The one-page document, written in late 1987, said that the party, APRA, and top government officials were running a secret paramilitary organisation. It said they were responsible for the attempted bombing of the El Diario newspaper, linked to the violent Maoist guerrilla group Sendero Luminoso, sent people to train in North Korea and may have been involved in executions. It made it clear that it believed that García was giving the orders.

For example, the report said, 'Acting on García's instructions to retaliate for the October 2 assassination of an APRA leader, COSEPAP [a secret APRA branch] recently botched an attempted bombing of a pro-SL [Sendero Luminoso] newspaper.' The attempted bombing happened on Oct. 2, 1987; though the report is undated, the reference to the bombing suggests it was written in October or November 1987.

The U.S. government document was written as a factual account, not as speculation. It appears in the files of the National Security Council (NSC), which advises the U.S. president on foreign policy. A reference to the paper was discovered in the presidential library of Ronald Reagan, U.S. president from 1981-88, and it was obtained after a request for declassification by this reporter.

It has been known for years that the APRA paramilitary Rodrigo Franco Command operated during García's first administration and that it engaged in assassinations of oppositionists. It was determined by the Truth and Reconciliation Commission, after the fall of repressive President Alberto Fujimori, that the Command was under the direction of García's interior minister, Agustín Mantilla. However, there was no assertion of direct links to García.

García in 2003 termed the existence of the Command 'a fantasy'. This reporter sent him the U.S. document and asked for a response, but he declined to comment.

Among the report's assertions:

'Peru's ruling APRA party is sponsoring secret paramilitary groups.'

'The García administration operates a secret paramilitary organisation, perhaps several.' APRA had a branch 'codenamed COSEPAP (security and intelligence command)' that was 'so compartmentalised that many APRA officials are unaware of its existence.'

COSEPAP 'reportedly has agreed to send 1,000 of its members to North Korea for training by 1989; about 300 have been there already.'

'Close associates of President García -- APRA Senator Armando Villanueva and Alberto Kitasono, APRA organisational secretary -- apparently direct COSEPAP.'

'García's vice interior minister, Agustín Mantilla, supervises a secret police force that is armed with interior ministry weapons.' That has been widely known, and was reported by the Truth and Reconciliation Commission, which investigated violations of human rights that occurred in the 1980s and 1990s and filed its final report in August 2003.

Under a paragraph labeled 'reports of executions', the report says, 'Mantilla reportedly believes that APRA needs the capability to eliminate terrorists because of the judicial system's tendency to release them and police reluctance to kill captured SL militants.' The last four lines of the paragraph are still classified and are blacked out.

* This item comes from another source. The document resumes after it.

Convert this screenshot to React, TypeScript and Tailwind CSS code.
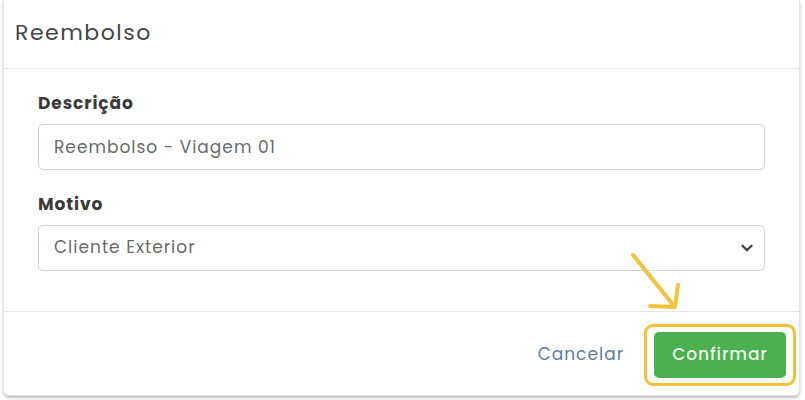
import { ChevronDown } from 'lucide-react'

function Field({ label, children }: { label: string; children: React.ReactNode }) {
  return (
    <div>
      <label className="mb-[11px] block text-[17px] font-bold leading-5 tracking-[0.9px] text-[#3a3a3a]">{label}</label>
      {children}
    </div>
  )
}

export default function App() {
  return (
    <div className="h-[400px] w-[805px] bg-white font-['Poppins','Open_Sans',sans-serif] p-[0_5px_4px_3px]">
      <div className="relative flex h-full flex-col rounded-b-md border border-t-0 border-[#e4e4e4] bg-white shadow-[0_2px_3px_rgba(0,0,0,0.25)]">
        <div className="flex h-[69px] items-center border-b border-[#e6e6e6] px-[11px] pb-[4px]">
          <h2 className="text-[22px] font-normal tracking-[1.5px] text-[#474747]">Reembolso</h2>
        </div>

        <div className="flex flex-col gap-[24px] px-[34px] pb-[40px] pt-[24px]">
          <Field label="Descrição">
            <input
              defaultValue="Reembolso - Viagem 01"
              className="box-border h-[46px] w-full rounded-[5px] border border-[#d2d2d2] px-[15px] text-[17px] tracking-[1px] text-[#6a6a6a] outline-none"
            />
          </Field>
          <Field label="Motivo">
            <div className="flex h-[46px] w-full items-center justify-between rounded-[5px] border border-[#d2d2d2] pl-[15px] pr-[8px]">
              <span className="text-[17px] tracking-[1px] text-[#6a6a6a]">Cliente Exterior</span>
              <ChevronDown size={18} strokeWidth={3.2} className="text-[#444]" />
            </div>
          </Field>
        </div>

        <div className="flex flex-1 items-center justify-end gap-[20px] border-t border-[#e6e6e6] pr-[3px] pt-[3px]">
          <button className="text-[17px] tracking-[1px] text-[#5a7ea5]">Cancelar</button>
          <div className="rounded-[9px] border-[3px] border-[#f4c035] p-[5px_7px]">
            <button className="h-[46px] w-[132px] rounded-[5px] bg-[#4caf50] text-[17px] font-medium tracking-[0.9px] text-[#eefbe9]">
              Confirmar
            </button>
          </div>
        </div>

        <svg
          className="pointer-events-none absolute left-[617px] top-[245px]"
          width="80"
          height="80"
          viewBox="620 245 80 80"
          fill="none"
          stroke="#f5c33b"
          strokeWidth="4"
          strokeLinecap="round"
          strokeLinejoin="round"
        >
          <path d="M632 255 L673 306" />
          <path d="M677 285 L674 307 L649 306" />
        </svg>
      </div>
    </div>
  )
}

The document said, 'Although the paramilitary units appear now to act only against terrorists, the specter of APRA violence is unnerving García's political rivals. Opposition congressmen tried to censure the interior minister for his suspected role in the attempted kidnapping of a leftist congressman with alleged SL ties.'

It indicated that APRA members of parliament were given some information about the paramilitary operations. It noted, 'After García ordered that APRA congressmen be briefed about their party's 'self-defence' units, they used APRA's legislative majority to support the minister.' And, with not a little irony, it added, 'But García's reputation as a human rights crusader was tarnished.'

'Exactly who in the armed forces knows what about the paramilitary squads is unclear,' says the U.S. document. It explained, 'The vice interior minister claims that army intelligence assisted his anti-terrorist squad even as the navy was investigating it.'

The U.S. report's final assessment was that García's 'vigilantism will further weaken his standing with the military and political opposition.' The report added, referring to criticism by human rights groups, that 'Military leaders probably are delighted by García's loss of the moral high ground, which lessens pressure on them to be concerned about human rights abuses. But those perpetual coup plotters in the military who are aware of APRA's sponsorship of paramilitary groups must also be aware these could be used to raise the costs of any attempted move against the regime.'

At the time, in the late 1980s, the Coordinadora nacional de derechos humanos -- the human rights groups -- were documenting the frequent disappearances and extrajudicial executions of oppositionists. They criticised García for not exercising control over the military, which they accused of rights violations in the fight against Sendero. However, they did not accuse García of collaboration in the killings.

The document was not among the U.S. government papers provided by the George W. Bush administration to the Truth and Reconciliation Commission.

The document did not indicate the author or how the information was obtained. But four officials who had high positions at the time in the Latin America section of the White House's National Security Council or the U.S. embassy in Lima told IPS that the form and style of the document suggested that it was prepared either by the Central Intelligence Agency or by the State Department's Bureau of Intelligence and Research. All asked for anonymity.

One said, 'Obviously they had some high-ranking inside source providing them this information.' The NSC routinely received copies of such documents, which is why it appeared in NSC files. The Reagan government at the highest level therefore knew about the killings, but kept silent.

None of the people mentioned in the document has been charged or tried for their crimes. Several former leaders and members of the Rodrigo Franco Command have high-level jobs in the García administration.